Russian military boosts qualified Syrian sappers to demine war-ravaged country

Russian servicemen have trained another group of Syrian combat engineers to clear the areas in the country liberated from terrorists. A total of 93 Syrian servicemen passed the fast-track exercise, TASS reported from the graduation ceremony for the course participants at the International Mine Action Center.
The training program aims to prepare combat engineers in the shortest possible period of time. “Here in the center they (the Syrian servicemen – TASS) underwent a one-month program to clear areas of explosive objects. We held practical and theoretical courses for them to study the means for searching and detecting explosive objects, as well as destroying munitions. They will apply this knowledge later on,” said Lieutenant Colonel Mikhail Bagrov, head of the branch of the International Mine Action Center.
The refugees still cannot return to their homes after Syria’s liberation from IS (outlawed in Russia) terrorists, because many areas are mined, and the Syrian army lacks combat engineers. “The main goal of the center’s opening was the need to prepare a great number of experts to clear the liberated territories of mines and explosive devices that terrorists planted in houses and along streets. We are grateful to the Russian army for the help in demining our territories and preparing Syrian combat engineers. It will help the civilians return to their homes sooner,” said head of the Syrian engineer force Lieutenant General Abdul Karim Aderi.

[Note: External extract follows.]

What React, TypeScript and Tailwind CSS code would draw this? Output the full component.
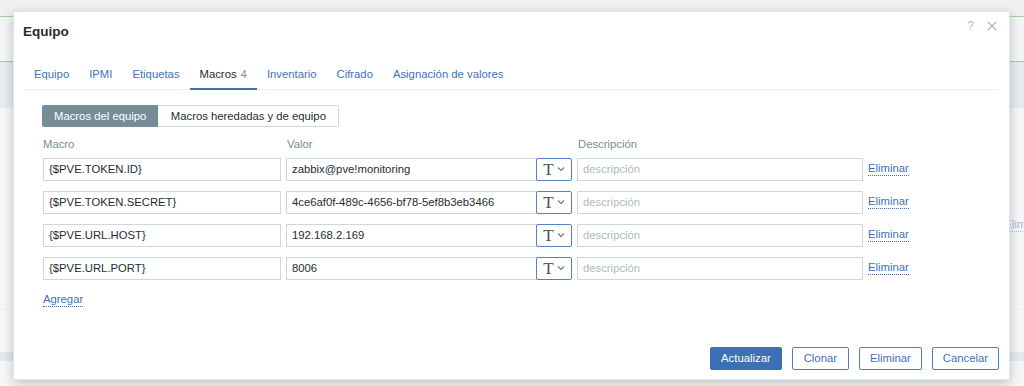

The main problem of the demining in Syria is the need to clear a great number of makeshift munitions and explosive devices camouflaged as children’s toys and everyday items, along with tripwire mines.

Tripwire mines are explosive devices that are detonated by triggering a taut wire attached to a grenade pin, mine or a shell. It is the most widely used mining method in Syria’s rural areas. Russian instructors teach Syrian combat engineers safe ways to demine tripwire mines with the help of simple and effective technical means: grappling hooks for minesweeping. “They can be thrown both manually and by a single shot from an automatic rifle,” course participant Muhammad Saleh Budel told reporters.
One branch of Russia’s International Mine Action Center opened in the Homs Governorate in April 2017. The other branch is operating in Aleppo. Russian servicemen trained almost 900 combat engineers for the Syrian army, using new methods of training taking into consideration the Syrian climate and soil. All course graduates receive Russian-made metal detectors and equipment.